16 December 2014
Growing forests with fire
Posted by kwheeling
By Nicholas Weiler
In the summer of 2012, Heather Alexander traveled to a remote larch forest in eastern Siberia, gathered together piles of dry twigs and branches, and lit a match. Alexander, a biologist at the University of Texas at Brownsville, is a fire starter. Her work aims to understand whether increasingly common fires in the boreal larch forests of north-eastern Siberia are unleashing more carbon into the atmosphere or, paradoxically, helping the forests capture and store atmospheric carbon by promoting the growth of new stands of trees.
Over the past 30 years, as the climate has warmed, forest fires around the world have become more frequent and more intense, Alexander said at a poster session Monday at the American Geophysical Union’s Fall Meeting. Boreal forests like the Siberian larch stands where Alexander set her fires contain a significant proportion of the world’s carbon: approximately twice as much as currently floats in the atmosphere.
A worrying possibility is that as atmospheric carbon warms the planet, increased forest fires will release even more carbon into the atmosphere, producing a vicious cycle that could significantly worsen the warming climate. But fires also have a positive role in the health of boreal forests. They clear land for new growth and thaw the permafrost to allow young trees to take root.

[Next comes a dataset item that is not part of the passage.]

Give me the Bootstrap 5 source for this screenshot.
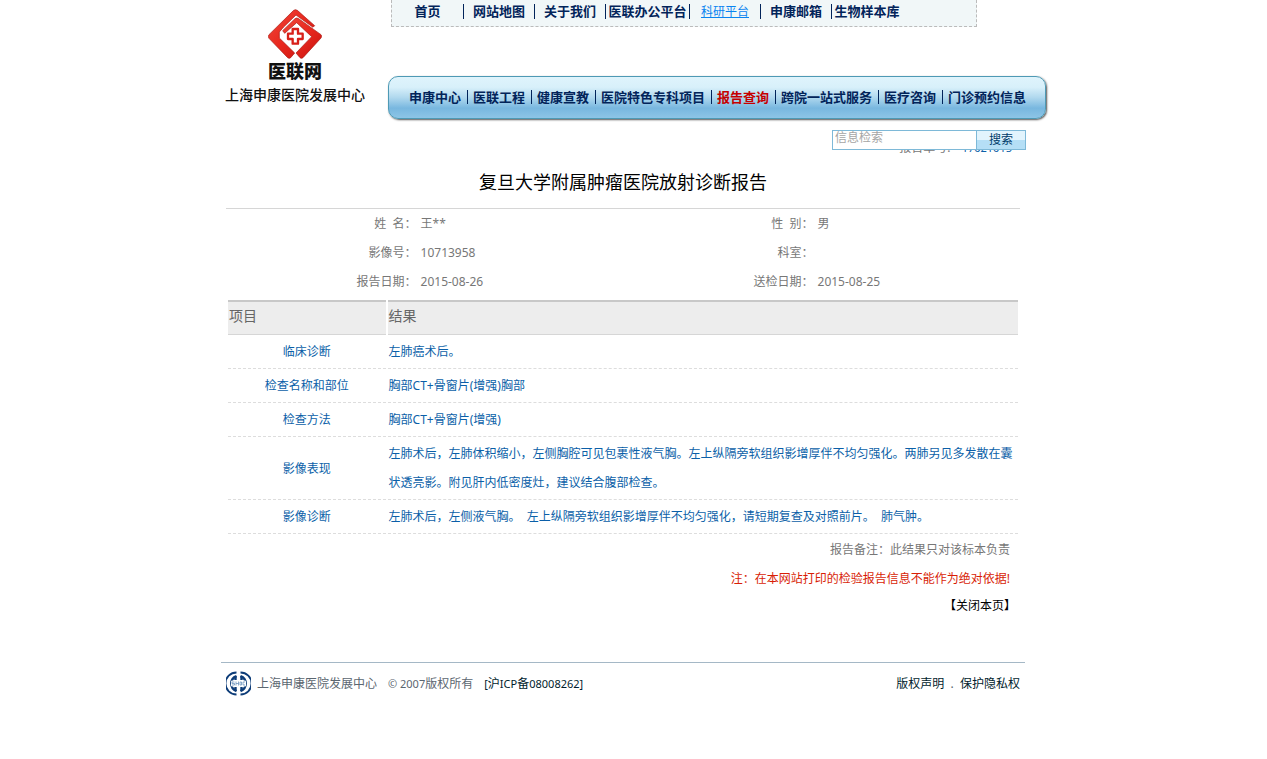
<!DOCTYPE html>
<html lang="zh-CN">
<head>
<meta charset="utf-8">
<meta name="viewport" content="width=device-width, initial-scale=1">
<title>复旦大学附属肿瘤医院放射诊断报告</title>
<link href="https://cdn.jsdelivr.net/npm/bootstrap@5.3.0/dist/css/bootstrap.min.css" rel="stylesheet">
<style>
body{font-family:"Noto Sans","Noto Sans CJK SC",sans-serif;font-size:12px;line-height:29px;color:#777;background:#fff}
a{text-decoration:none;color:inherit}
.page-wrap{max-width:825px}
.brand-col{width:148px;padding-top:9px;color:#111}
.brand-name{font-size:18px;line-height:24px;font-weight:900}
.brand-org{font-size:14px;line-height:24px;font-weight:500;white-space:nowrap}
.nav-col{max-width:658px}
.bold-links{font-size:13px;font-weight:700;line-height:14px;color:#02245a}
.bold-links li{white-space:nowrap}
.top-links{max-width:586px;margin-left:3px;background:#f1f7f8;border:1px dashed #bbb;border-top:0;padding:4px 0 7px}
.top-links li{min-width:71px;text-align:center}
.top-links li.wide-item{min-width:84px}
.top-links li+li,.main-links li+li{border-left:1px solid #02245a}
.top-links .current{font-size:12px;font-weight:400;color:#0a84f0;text-decoration:underline}
.main-links{margin-top:49px;padding:13px 0 14px 15px;border:1px solid #4e9ab5;border-radius:10px;background:linear-gradient(#dff4fc 0%,#d8f0fa 25%,#b0d8ee 50%,#78b7df 76%,#8dc5e6 100%);box-shadow:1px 1px 2px #555}
.main-links li{padding:0 6px 0 5px}
.main-links .current{color:#c60000}
.report{padding-right:21px;margin-top:14px}
.search-box{position:absolute;top:-3px;right:20px;width:194px;height:20px;border:1px solid #7eb9d8;background:#fff}
.search-box input{border:0;padding:0 2px;min-width:0;font-size:12px;line-height:14px;height:14px;color:#777}
.search-box input::placeholder{color:#a5a5a5;opacity:1}
.search-box button{flex:0 0 49px;border:0;border-left:1px solid #7eb9d8;padding:0;font-size:12px;line-height:16px;color:#003c6a;background:linear-gradient(#e2f4fd 50%,#b5dff6 50%)}
.serial-no{padding-right:13px;height:29px}
.serial-no span{color:#0b5fa8;margin-left:8px}
.latin{font-size:11px}
.sheet{margin:0 5px}
.sheet h1{font-size:18px;font-weight:400;line-height:40px;color:#000;padding-bottom:6px;border-bottom:1px solid #d6d6d6}
.facts{grid-template-columns:24% 26% 24% 26%;padding-bottom:4px}
.facts dt{font-weight:400;text-align:right}
.facts dd{padding-left:4px}
.results{width:100%;border-collapse:separate;border-spacing:2px 0;table-layout:fixed;color:#0b5fa8}
.results col:first-child{width:20%}
.results thead th{font-size:14px;font-weight:400;color:#666;line-height:28px;padding:0 1px 4px;background:#ededed;border-top:2px solid #c8c8c8;border-bottom:1px solid #d6d6d6}
.results tbody td,.results tbody th{font-weight:400;padding:2px 1px;border-bottom:1px dashed #ddd}
.results tbody th{text-align:center}
.notes{padding:1px 10px 0 0}
.warn{color:#d81e06}
.close-line{line-height:25px;color:#000;padding-right:4px}
.foot{margin:44px 21px 0 0;padding:6px 5px;border-top:1px solid #a5b8c6;color:#5b6670}
.foot-left{column-gap:6px}
.foot-text{column-gap:11px}
.foot a{color:#001c2c}
@media (max-width:800px){.nav-col{max-width:none}.bold-links{flex-wrap:wrap;row-gap:8px}}
</style>
</head>
<body>
<div class="page-wrap mx-auto">
  <header class="d-flex justify-content-between">
    <a href="#" class="brand-col d-flex flex-column align-items-center flex-shrink-0">
      <svg width="54" height="50" viewBox="172 25 162 150" aria-hidden="true">
        <defs><linearGradient id="red" x1="0" y1="0" x2="1" y2="1"><stop offset="0" stop-color="#f0483a"/><stop offset=".5" stop-color="#e8281e"/><stop offset="1" stop-color="#c8120e"/></linearGradient></defs>
        <g fill="url(#red)" stroke="#a81812" stroke-width="2" stroke-linejoin="round">
          <path d="M249 29Q254 25 260 29L312 75L307 80L256 43L219 79L206 94V112L252 157L240 171Q236 175 231 171L175 113Q171 107 175 102Z"/>
          <path d="M253 54Q258 50 264 54L331 102Q335 107 331 112L277 171Q272 175 268 171L256 157L303 108L258 66L222 98L216 90Z"/>
        </g>
        <path d="M246 85h16v14h14v16h-14v14h-16v-14h-14v-16h14z" fill="#fff" stroke="#d8201a" stroke-width="7" stroke-linejoin="round"/>
      </svg>
      <span class="brand-name">医联网</span>
      <span class="brand-org">上海申康医院发展中心</span>
    </a>
    <div class="nav-col flex-grow-1">
      <nav aria-label="站点">
        <ul class="top-links bold-links list-unstyled d-flex mb-0">
          <li><a href="#">首页</a></li><li><a href="#">网站地图</a></li><li><a href="#">关于我们</a></li><li class="wide-item"><a href="#">医联办公平台</a></li><li><a href="#" class="current">科研平台</a></li><li><a href="#">申康邮箱</a></li><li><a href="#">生物样本库</a></li>
        </ul>
      </nav>
      <nav aria-label="主导航">
        <ul class="main-links bold-links list-unstyled d-flex mb-0">
          <li><a href="#">申康中心</a></li><li><a href="#">医联工程</a></li><li><a href="#">健康宣教</a></li><li><a href="#">医院特色专科项目</a></li><li><a href="#" class="current">报告查询</a></li><li><a href="#">跨院一站式服务</a></li><li><a href="#">医疗咨询</a></li><li><a href="#">门诊预约信息</a></li>
        </ul>
      </nav>
    </div>
  </header>

  <main class="report position-relative">
    <form class="search-box d-flex" role="search">
      <input type="text" class="flex-grow-1" placeholder="信息检索" aria-label="信息检索">
      <button type="button">搜索</button>
    </form>
    <p class="serial-no text-end mb-0">报告单号: <span class="latin">17021015</span></p>
    <div class="sheet">
      <h1 class="text-center mb-0">复旦大学附属肿瘤医院放射诊断报告</h1>
      <dl class="facts d-grid mb-0">
        <dt>姓&nbsp; 名：</dt><dd class="mb-0">王**</dd><dt>性&nbsp; 别：</dt><dd class="mb-0">男</dd>
        <dt>影像号：</dt><dd class="mb-0">10713958</dd><dt>科室：</dt><dd class="mb-0"></dd>
        <dt>报告日期：</dt><dd class="mb-0">2015-08-26</dd><dt>送检日期：</dt><dd class="mb-0">2015-08-25</dd>
      </dl>
      <table class="results">
        <colgroup><col><col></colgroup>
        <thead><tr><th scope="col">项目</th><th scope="col">结果</th></tr></thead>
        <tbody>
          <tr><th scope="row">临床诊断</th><td>左肺癌术后。</td></tr>
          <tr><th scope="row">检查名称和部位</th><td>胸部CT+骨窗片(增强)胸部</td></tr>
          <tr><th scope="row">检查方法</th><td>胸部CT+骨窗片(增强)</td></tr>
          <tr><th scope="row">影像表现</th><td>左肺术后，左肺体积缩小，左侧胸腔可见包裹性液气胸。左上纵隔旁软组织影增厚伴不均匀强化。两肺另见多发散在囊状透亮影。附见肝内低密度灶，建议结合腹部检查。</td></tr>
          <tr><th scope="row">影像诊断</th><td>左肺术后，左侧液气胸。&nbsp; 左上纵隔旁软组织影增厚伴不均匀强化，请短期复查及对照前片。&nbsp; 肺气肿。</td></tr>
        </tbody>
      </table>
      <div class="notes text-end">
        <p class="mb-0">报告备注：此结果只对该标本负责</p>
        <p class="warn mb-0">注：在本网站打印的检验报告信息不能作为绝对依据!</p>
      </div>
      <p class="close-line text-end mb-0"><a href="#">【关闭本页】</a></p>
    </div>
  </main>

  <footer class="foot d-flex align-items-center justify-content-between">
    <div class="foot-left d-flex align-items-center">
      <svg width="25" height="25" viewBox="0 0 25 25" fill="none" stroke="#0d3c78" aria-hidden="true">
        <path d="M10.500 1.500A11 11 0 0 0 10.500 23.500M14.500 1.500A11 11 0 0 1 14.500 23.500" stroke-width="1.800"/>
        <path d="M10.500 5A8 8 0 0 0 10.500 20M14.500 5A8 8 0 0 1 14.500 20" stroke-width="2.400"/>
        <path d="M9.500 5v4M9.500 16v4M15.500 5v4M15.500 16v4" stroke-width="2.400"/>
        <rect x="5" y="9.500" width="15" height="6" rx="1" fill="#fff" stroke="none"/>
        <path d="M8.500 11H6v1.500h2.500V14H6M10 10.500v4M12.500 10.500v4M10 12.500h2.500M14 11h1.500v3H14zM19 11h-2v3h2" stroke-width=".7" stroke="#5f8ab8"/>
      </svg>
      <div class="foot-text d-flex flex-wrap">
        <span>上海申康医院发展中心</span>
        <span><span class="latin">© 2007</span>版权所有</span>
        <a href="#"><span class="latin">[</span>沪<span class="latin">ICP</span>备<span class="latin">08008262]</span></a>
      </div>
    </div>
    <div><a href="#">版权声明</a>&nbsp; .&nbsp; <a href="#">保护隐私权</a></div>
  </footer>
</div>
<script src="https://cdn.jsdelivr.net/npm/bootstrap@5.3.0/dist/js/bootstrap.bundle.min.js"></script>
</body>
</html>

Alexander wondered how this new growth changes the overall impact of forest fires on atmospheric carbon.
“If they accumulate and store as much carbon as fires release, then the total effect is neutral,” she said.
In the summer of 2012, Alexander and her colleagues traveled by river to the remote Northeast Science Station in Cherskii, in far eastern Siberia. At the time there was no way for her and her team to access any naturally occurring forest fires, and their Russian hosts were nervous about letting her spark a large fire of her own. So the team made do with setting controlled fires in small plots.
“We took a campfire approach,” Alexander said.
The plots with the least fuel barely scorched the moss and organic matter that makes up the top layer of soil in these forests, but the most intense fires burned deep into this organic layer, leaving it grey and ashen.
These severe burns enhanced the summer thaw of the underlying permafrost, Alexander said, leaving the soil warmer and moister all summer. And once the permafrost was disrupted, it stayed disrupted. When the researchers returned the following two summers they found that the permafrost in the heavily burned sites still thawed faster and deeper.
The enhanced thaws are good news for larch seedlings. The researchers planted larch seeds in each plot at the end of the first summer, and over the following two years found that the most severely burned plots produced the most successful saplings.
Alexander says it’s pretty clear that increasingly severe fires in Siberia’s boreal forest could ultimately offset the carbon they release by promoting denser larch stands. On the other hand, she said, there are many other factors at play that weren’t captured in the current study. For instance, changing how the permafrost thaws could also destabilize the landscape, leading to erosion that could expose carbon that had been buried for millennia.
The next step, she said, is to examine how fires actually change the density of larch stands over time, and to project how this affects the carbon cycle of boreal forests under a warming climate.
Nicholas Weiler is a science communication graduate student at UC Santa Cruz.